» **Short exercise**:
Retype the opening lines of the listing below, ending with the line that contains "Sans', 'Noto Sans", and leave out any pictures.

--- start Given data ---

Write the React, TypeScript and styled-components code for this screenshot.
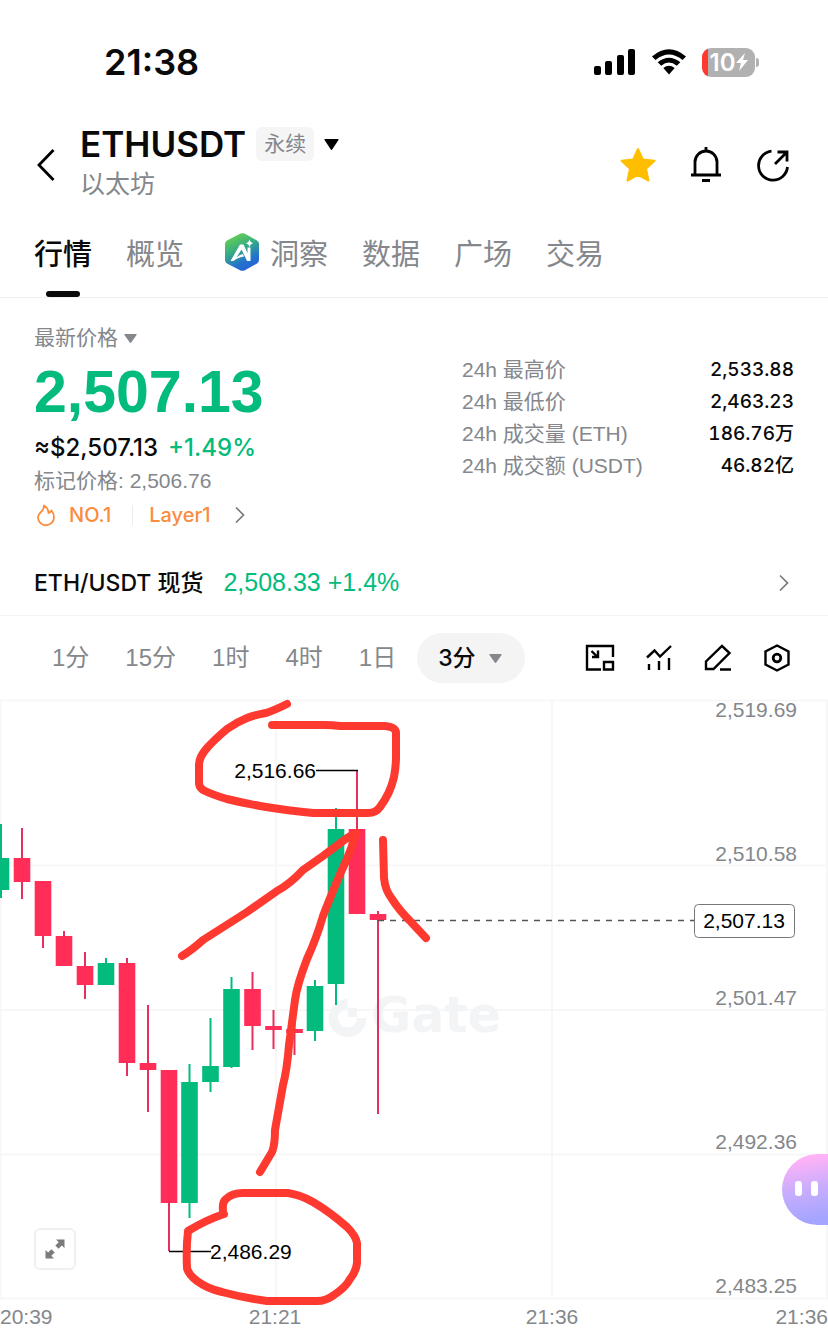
import React from 'react';
import styled, { createGlobalStyle } from 'styled-components';

const GREEN = '#02bb7c';
const RED = '#ff2d57';
const GREY = '#84878b';
const INK = '#0a0a0a';
const MARK = '#fe3a30';
const PLAIN = "'Liberation Sans', 'Noto Sans CJK SC', sans-serif";

const GlobalStyle = createGlobalStyle`
  * { box-sizing: border-box; }
  body {
    margin: 0;
    background: #fff;
    color: ${INK};
    font-family: Inter, 'Noto Sans CJK SC', sans-serif;
  }
  button { font: inherit; color: inherit; background: none; border: 0; padding: 0; margin: 0; }
  a { color: inherit; text-decoration: none; }
  svg { display: block; flex: none; }
  h1, p, dl, dt, dd { margin: 0; font-weight: inherit; }
`;

const Page = styled.div`
  overflow: hidden;
`;

const StatusBar = styled.div`
  display: flex;
  align-items: center;
  justify-content: space-between;
  padding: 40px 73px 0 104px;
  height: 84px;
`;
const Clock = styled.time`
  font-size: 36px;
  line-height: 44px;
  font-weight: 600;
`;
const StatusIcons = styled.div`
  display: flex;
  align-items: center;
  gap: 15px;
`;
const Battery = styled.div`
  position: relative;
  width: 53px;
  height: 29px;
  border-radius: 9px;
  background: linear-gradient(90deg, ${MARK} 6px, #b1b1b1 6px);
  color: #fff;
  display: flex;
  align-items: center;
  justify-content: center;
  padding-left: 2px;
  font-size: 24px;
  font-weight: 600;
  &::after {
    content: '';
    position: absolute;
    right: -4px;
    top: 10px;
    width: 3px;
    height: 9px;
    border-radius: 0 4px 4px 0;
    background: #b1b1b1;
  }
`;

const Header = styled.header`
  display: flex;
  align-items: center;
  padding: 36px 36px 0 36px;
  height: 126px;
`;
const IconButton = styled.button`
  display: flex;
  align-items: center;
  justify-content: center;
`;
const Pair = styled.div`
  flex: 1;
  margin-left: 24px;
  padding-bottom: 6px;
`;
const PairTop = styled.div`
  display: flex;
  align-items: center;
  gap: 10px;
`;
const PairName = styled.h1`
  font-size: 35px;
  line-height: 44px;
  font-weight: 600;
`;
const Badge = styled.span`
  padding: 0 8px;
  border-radius: 6px;
  background: #f5f5f6;
  color: ${GREY};
  font-size: 21px;
  line-height: 34px;
`;
const PairSub = styled.p`
  color: ${GREY};
  font-size: 25px;
  line-height: 36px;
`;
const HeaderActions = styled.div`
  display: flex;
  align-items: center;
  gap: 32px;
`;

const Tabs = styled.nav`
  display: flex;
  gap: 34px;
  padding: 0 34px;
  height: 88px;
  border-bottom: 1px solid #f0f0f1;
`;
const Tab = styled.a<{ $active?: boolean }>`
  position: relative;
  display: flex;
  align-items: center;
  gap: 10px;
  height: 88px;
  padding-bottom: 4px;
  font-size: 29px;
  font-weight: ${(p) => (p.$active ? 500 : 400)};
  color: ${(p) => (p.$active ? INK : GREY)};
  &::after {
    content: '';
    display: ${(p) => (p.$active ? 'block' : 'none')};
    position: absolute;
    left: 12px;
    right: 12px;
    bottom: 1px;
    height: 6px;
    border-radius: 3px;
    background: ${INK};
  }
`;

const Summary = styled.section`
  display: flex;
  justify-content: space-between;
  padding: 26px 34px 0;
  height: 252px;
`;
const PriceKind = styled.button`
  display: flex;
  align-items: center;
  gap: 6px;
  color: ${GREY};
  font-size: 21px;
  line-height: 28px;
`;
const Price = styled.p`
  color: ${GREEN};
  font-family: ${PLAIN};
  font-size: 59px;
  line-height: 80px;
  font-weight: 700;
`;
const Fiat = styled.p`
  display: flex;
  gap: 10px;
  font-size: 24px;
  line-height: 32px;
  font-weight: 500;
`;
const Gain = styled.span`
  color: ${GREEN};
`;
const MarkPrice = styled.p`
  color: ${GREY};
  font-family: ${PLAIN};
  font-size: 21px;
  line-height: 34px;
`;
const Tags = styled.div`
  display: flex;
  align-items: center;
  color: #fb8c3f;
  font-size: 20px;
  line-height: 34px;
  font-weight: 500;
`;
const TagLink = styled.a`
  display: flex;
  align-items: center;
  gap: 11px;
`;
const Divider = styled.i`
  width: 1px;
  height: 20px;
  margin: 0 16px 0 21px;
  background: #ececee;
`;
const TagMore = styled(IconButton)`
  margin-left: 24px;
`;

const Stats = styled.dl`
  width: 332px;
  padding-top: 30px;
`;
const Stat = styled.div`
  display: flex;
  justify-content: space-between;
  line-height: 32px;
  height: 32px;
  dt { color: ${GREY}; font-family: ${PLAIN}; font-size: 21px; }
  dd { font-weight: 500; font-size: 19px; font-variant-numeric: tabular-nums; }
`;

const SpotRow = styled.a`
  display: flex;
  align-items: center;
  height: 66px;
  padding: 0 38px 0 34px;
  border-bottom: 1px solid #f3f3f4;
`;
const SpotText = styled.span`
  display: flex;
  flex: 1;
  align-items: baseline;
  gap: 20px;
  padding-bottom: 3px;
`;
const SpotName = styled.span`
  font-size: 23px;
  font-weight: 500;
`;
const SpotPrice = styled(Gain)`
  font-family: ${PLAIN};
  font-size: 25px;
`;

const Toolbar = styled.div`
  display: flex;
  align-items: center;
  justify-content: space-between;
  height: 84px;
  padding: 0 36px 0 52px;
`;
const Intervals = styled.div`
  display: flex;
  align-items: center;
  gap: 36px;
`;
const Interval = styled.button`
  color: ${GREY};
  font-family: ${PLAIN};
  font-size: 24px;
  line-height: 50px;
`;
const Picked = styled(Interval)`
  display: flex;
  align-items: center;
  gap: 13px;
  margin-left: -15px;
  padding: 0 23px 0 21px;
  border-radius: 25px;
  background: #f4f4f5;
  color: ${INK};
  font-family: Inter, 'Noto Sans CJK SC', sans-serif;
  font-size: 23px;
  font-weight: 500;
`;
const Tools = styled.div`
  display: flex;
  gap: 29px;
`;

const ChartArea = styled.section`
  position: relative;
`;
const ChartSvg = styled.svg`
  width: 100%;
  height: auto;
  overflow: visible;
  font-family: ${PLAIN};
  font-size: 21px;
`;
const ExpandButton = styled(IconButton)`
  position: absolute;
  left: 34px;
  bottom: 70px;
  width: 42px;
  height: 42px;
  border: 2px solid #f0f0f1;
  border-radius: 6px;
  background: #fff;
`;
const Assistant = styled(IconButton)`
  position: absolute;
  right: 0;
  bottom: 115px;
  width: 46px;
  height: 71px;
  gap: 9px;
  padding: 0 0 2px 3px;
  border-radius: 36px 0 0 36px;
  background: linear-gradient(170deg, #ffb2f6 10%, #c9adfd 50%, #a5a5ff 90%);
`;
const Eye = styled.i`
  width: 7px;
  height: 15px;
  border-radius: 3px;
  background: #fff;
`;

const Caret = ({ w, h, color }: { w: number; h: number; color: string }) => (
  <svg width={w} height={h} viewBox="0 0 14 10" preserveAspectRatio="none" fill={color}>
    <path d="M1 0H13Q14 .2 13.5 1L7.8 9.4Q7 10.4 6.2 9.4L.5 1Q0 .2 1 0Z" />
  </svg>
);
const Chevron = () => (
  <svg width="12" height="18" viewBox="0 0 12 18" fill="none" stroke="#77797d" strokeWidth="1.7">
    <path d="M2 1.5L9.5 9L2 16.5" />
  </svg>
);

type Candle = [x: number, up: boolean, top: number, bottom: number, high: number, low: number];
const candles: Candle[] = [
  [1, true, 158, 190, 124, 198],
  [22, false, 158, 182, 128, 199],
  [43, false, 181, 236, 181, 248],
  [64, false, 236, 266, 231, 266],
  [85, false, 266, 285, 252, 299],
  [106, true, 263, 285, 258, 285],
  [127, false, 263, 363, 258, 376],
  [148, false, 363, 370, 305, 412],
  [169, false, 370, 503, 370, 551],
  [189.5, true, 382, 503, 364, 518],
  [210.5, true, 366, 382, 318, 392],
  [231.5, true, 289, 367, 277, 368],
  [252.5, false, 289, 326, 272, 350],
  [273.5, false, 326, 330, 310, 349],
  [294.5, false, 329, 333, 320, 355],
  [315, true, 286, 331, 280, 341],
  [336, true, 129, 284, 108, 305],
  [357, false, 129, 214, 70, 214],
  [378, false, 214, 220, 211, 414],
];
const gridY = [0.5, 165.5, 310, 454.5, 598.5];
const gridX = [0.5, 276, 552, 827];
const priceLabels: [string, number][] = [
  ['2,519.69', 17], ['2,510.58', 161], ['2,501.47', 305], ['2,492.36', 449], ['2,483.25', 593],
];

const Chart = () => (
  <ChartSvg viewBox="0 0 828 640" role="img" aria-label="ETHUSDT">
    <g stroke="#f7f7f8" strokeWidth="2">
      {gridY.map((y) => <line key={y} x1="0" x2="828" y1={y} y2={y} />)}
      {gridX.map((x) => <line key={x} x1={x} x2={x} y1="0" y2="598" />)}
    </g>
    <g fill="#f3f4f6">
      <path d="M347.500 299A19 19 0 1 0 366.500 318H357A9.500 9.500 0 1 1 347.500 308.500Z" />
      <rect x="348" y="308" width="9" height="9" />
      <text x="371" y="332" fontFamily="'DejaVu Sans', sans-serif" fontSize="49" fontWeight="700">Gate</text>
    </g>
    {candles.map(([x, up, top, bottom, high, low]) => (
      <g key={x} fill={up ? GREEN : RED}>
        <rect x={x - 1} y={high} width="2" height={low - high} fill={up ? GREEN : '#e5305f'} />
        <rect x={x - 8.3} y={top} width="16.600" height={bottom - top} />
      </g>
    ))}
    <path d="M378 220.500H694" stroke="#555" strokeWidth="1.500" strokeDasharray="6 6" />
    <path d="M316 70.500H358M169 551.500H211" stroke="#000" strokeWidth="1.500" />
    <g fill={GREY}>
      {priceLabels.map(([label, y]) => (
        <text key={label} x="797" y={y} textAnchor="end">{label}</text>
      ))}
      <text x="0" y="624">20:39</text>
      <text x="275" y="624" textAnchor="middle">21:21</text>
      <text x="552" y="624" textAnchor="middle">21:36</text>
      <text x="828" y="624" textAnchor="end">21:36</text>
    </g>
    <rect x="694.500" y="204.500" width="100" height="33" rx="4" fill="#fff" stroke="#777" />
    <g fill="#000">
      <text x="744" y="228" textAnchor="middle">2,507.13</text>
      <text x="316" y="78" textAnchor="end">2,516.66</text>
      <text x="210" y="559">2,486.29</text>
    </g>
    <g fill="none" stroke={MARK} strokeWidth="8" strokeLinecap="round" strokeLinejoin="round">
      <path d="M287 4Q275 10 266 13Q254 15 247 18Q237 22 227 29Q214 40 207 48Q199 57 199 65V83Q199 87 203 90Q213 95 227 99Q243 103 260 106Q290 111 313 113H368Q376 113 380 107Q390 94 394 77Q396 66 396 57V33Q396 27 385 26H340Q332 25 325 25H272" />
      <path d="M182 256Q192 250 203 240L247 212L277 191Q290 184 303 170L323 156L347 138Q353 134 356 133Q352 147 347 159Q337 180 323 216Q317 237 307 259Q297 285 295 300L289 345Q287 370 283 385L275 430Q275 445 272 452L260 472" />
      <path d="M383 140L384 178Q385 190 392 199Q399 210 411 222L426 238" />
      <path d="M224 514Q206 520 188 531Q186 548 187 568Q188 574 197 581Q208 589 222 592Q244 598 267 601H317Q326 601 334 595Q346 587 350 579Q356 572 357 563V543Q356 536 347 527Q330 512 313 502Q301 495 288 493H243Q232 493 226 499Q222 502 223 511" />
    </g>
  </ChartSvg>
);

export default function App() {
  return (
    <Page>
      <GlobalStyle />
      <StatusBar>
        <Clock>21:38</Clock>
        <StatusIcons>
          <svg width="42" height="28" viewBox="0 0 42 28" fill="#000">
            <rect x="0" y="18" width="7" height="9" rx="2" />
            <rect x="11" y="13" width="7" height="14" rx="2" />
            <rect x="23" y="7" width="7" height="20" rx="2" />
            <rect x="34" y="1" width="7" height="26" rx="2" />
          </svg>
          <svg width="36" height="28" viewBox="0 0 36 28" fill="#000">
            <path d="M1 8.500Q18-6 35 8.500L31.500 12Q18 1 4.500 12Z" />
            <path d="M6.700 14.300Q18 5 29.300 14.300L25.800 17.800Q18 11 10.200 17.800Z" />
            <path d="M12.300 20Q18 15.500 23.700 20L18 26.500Z" />
          </svg>
          <Battery>
            10
            <svg width="14" height="18" viewBox="0 0 14 18" fill="#fff">
              <path d="M10 0L1 10H6L4 18L13 7H8Z" />
            </svg>
          </Battery>
        </StatusIcons>
      </StatusBar>

      <Header>
        <IconButton aria-label="返回">
          <svg width="20" height="34" viewBox="0 0 20 34" fill="none" stroke="#000" strokeWidth="2.800">
            <path d="M17.500 2L3 17L17.500 32" />
          </svg>
        </IconButton>
        <Pair>
          <PairTop>
            <PairName>ETHUSDT</PairName>
            <Badge>永续</Badge>
            <IconButton aria-label="切换交易对"><Caret w={15} h={11} color="#000" /></IconButton>
          </PairTop>
          <PairSub>以太坊</PairSub>
        </Pair>
        <HeaderActions>
          <IconButton aria-label="收藏">
            <svg width="36" height="36" viewBox="0 0 36 36" fill="#ffbf00" stroke="#ffbf00" strokeWidth="2" strokeLinejoin="round">
              <path d="M18 2L22.800 12.500L34.500 13.800L26 21.800L28.500 33.500L18 27.800L7.500 33.500L10 21.800L1.500 13.800L13.200 12.500Z" />
            </svg>
          </IconButton>
          <IconButton aria-label="提醒">
            <svg width="36" height="38" viewBox="0 0 36 38" fill="none" stroke="#000" strokeWidth="2.800">
              <path d="M7 29V16A11 11 0 0 1 29 16V29M3 29H33M18 5V1M14 34.500H22" />
            </svg>
          </IconButton>
          <IconButton aria-label="分享">
            <svg width="36" height="36" viewBox="0 0 36 36" fill="none" stroke="#000" strokeWidth="2.800">
              <path d="M15.500 4.200A14.500 14.500 0 1 0 31.500 20M19 17L30 6M21.500 5H31V14.500" />
            </svg>
          </IconButton>
        </HeaderActions>
      </Header>

      <Tabs>
        <Tab href="#market" $active>行情</Tab>
        <Tab href="#overview">概览</Tab>
        <Tab href="#insight">
          <svg width="42" height="38" viewBox="0 0 42 38">
            <defs>
              <linearGradient id="hex" x1=".25" y1="0" x2=".7" y2="1">
                <stop offset="0" stopColor="#69d34a" />
                <stop offset=".4" stopColor="#37ad83" />
                <stop offset=".75" stopColor="#2472cc" />
                <stop offset="1" stopColor="#2563db" />
              </linearGradient>
            </defs>
            <path d="M22.500 .6Q24.500-.2 26.500 .6L39 7.500Q41 8.600 41 11V27Q41 29.400 39 30.500L26.500 37.400Q24.500 38.200 22.500 37.400L9 30.500Q7 29.400 7 27V11Q7 8.600 9 7.500Z" fill="url(#hex)" />
            <path d="M22 11.500H25.500L29.500 20V14.500H32.500V28H29L23.500 16.500L18.500 24.500Q21.500 21.500 25 21L26 23.500Q19 24.500 15.500 28H12.500Z" fill="#fff" />
            <path d="M31.500 6.500L32.700 9L35 10.200L32.700 11.400L31.500 14L30.300 11.400L28 10.200L30.300 9Z" fill="#fff" />
          </svg>
          洞察
        </Tab>
        <Tab href="#data">数据</Tab>
        <Tab href="#square">广场</Tab>
        <Tab href="#trade">交易</Tab>
      </Tabs>

      <Summary>
        <div>
          <PriceKind>最新价格<Caret w={13} h={9} color={GREY} /></PriceKind>
          <Price>2,507.13</Price>
          <Fiat><span>≈$2,507.13</span><Gain>+1.49%</Gain></Fiat>
          <MarkPrice>标记价格: 2,506.76</MarkPrice>
          <Tags>
            <TagLink href="#rank">
              <svg width="24" height="24" viewBox="0 0 24 24" fill="none" stroke="#fb8c3f" strokeWidth="1.800" strokeLinejoin="round">
                <path d="M10 2.500Q14.500 5 14.500 10Q16.500 9.500 17.500 7.500Q20 10.500 20 14A8 8 0 0 1 4 14.500Q4 11.500 6.500 9.500Q10 6.500 10 2.500Z" />
              </svg>
              NO.1
            </TagLink>
            <Divider />
            <TagLink href="#layer1">Layer1</TagLink>
            <TagMore aria-label="更多"><Chevron /></TagMore>
          </Tags>
        </div>
        <Stats>
          <Stat><dt>24h 最高价</dt><dd>2,533.88</dd></Stat>
          <Stat><dt>24h 最低价</dt><dd>2,463.23</dd></Stat>
          <Stat><dt>24h 成交量 (ETH)</dt><dd>186.76万</dd></Stat>
          <Stat><dt>24h 成交额 (USDT)</dt><dd>46.82亿</dd></Stat>
        </Stats>
      </Summary>

      <SpotRow href="#spot">
        <SpotText>
          <SpotName>ETH/USDT 现货</SpotName>
          <SpotPrice>2,508.33 +1.4%</SpotPrice>
        </SpotText>
        <Chevron />
      </SpotRow>

      <Toolbar>
        <Intervals>
          <Interval>1分</Interval>
          <Interval>15分</Interval>
          <Interval>1时</Interval>
          <Interval>4时</Interval>
          <Interval>1日</Interval>
          <Picked>3分<Caret w={13} h={9} color={GREY} /></Picked>
        </Intervals>
        <Tools>
          <IconButton aria-label="画中画">
            <svg width="30" height="30" viewBox="0 0 30 30" fill="none" stroke="#000" strokeWidth="2.400">
              <path d="M28 14V3H2V26.500H16M6.500 8L12 13.500M7 14H13V7.500M19 19H28V26.500H19Z" />
            </svg>
          </IconButton>
          <IconButton aria-label="指标">
            <svg width="30" height="30" viewBox="0 0 30 30" fill="none" stroke="#000" strokeWidth="2.400">
              <path d="M3 14.500L10.500 7.500L16 13.500L27 3M5 21V27M15 18V27M25 15V27" />
            </svg>
          </IconButton>
          <IconButton aria-label="画线">
            <svg width="30" height="30" viewBox="0 0 30 30" fill="none" stroke="#000" strokeWidth="2.400">
              <path d="M3 26V18.500L19 3L26.500 10L10.500 26ZM17 26.500H28" />
            </svg>
          </IconButton>
          <IconButton aria-label="设置">
            <svg width="30" height="30" viewBox="0 0 30 30" fill="none" stroke="#000" strokeWidth="2.400">
              <path d="M15 2.500L26.500 8.500V21.500L15 27.500L3.500 21.500V8.500Z" />
              <circle cx="15" cy="15" r="3.800" strokeWidth="2.800" />
            </svg>
          </IconButton>
        </Tools>
      </Toolbar>

      <ChartArea>
        <Chart />
        <ExpandButton aria-label="全屏">
          <svg width="24" height="24" viewBox="0 0 24 24" fill="#7b7b7b">
            <path d="M13 2.500H21.500V11L18.900 8.400L15.500 11.800L12.300 8.600L15.700 5.200Z" />
            <path d="M11 21.500H2.500V13L5.100 15.600L8.500 12.200L11.700 15.400L8.300 18.800Z" />
          </svg>
        </ExpandButton>
        <Assistant aria-label="助手"><Eye /><Eye /></Assistant>
      </ChartArea>
    </Page>
  );
}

--- end Given data ---

» **Reply to the exercise**:
Write the React, TypeScript and styled-components code for this screenshot.
import React from 'react';
import styled, { createGlobalStyle } from 'styled-components';

const GREEN = '#02bb7c';
const RED = '#ff2d57';
const GREY = '#84878b';
const INK = '#0a0a0a';
const MARK = '#fe3a30';
const PLAIN = "'Liberation Sans', 'Noto Sans CJK SC', sans-serif";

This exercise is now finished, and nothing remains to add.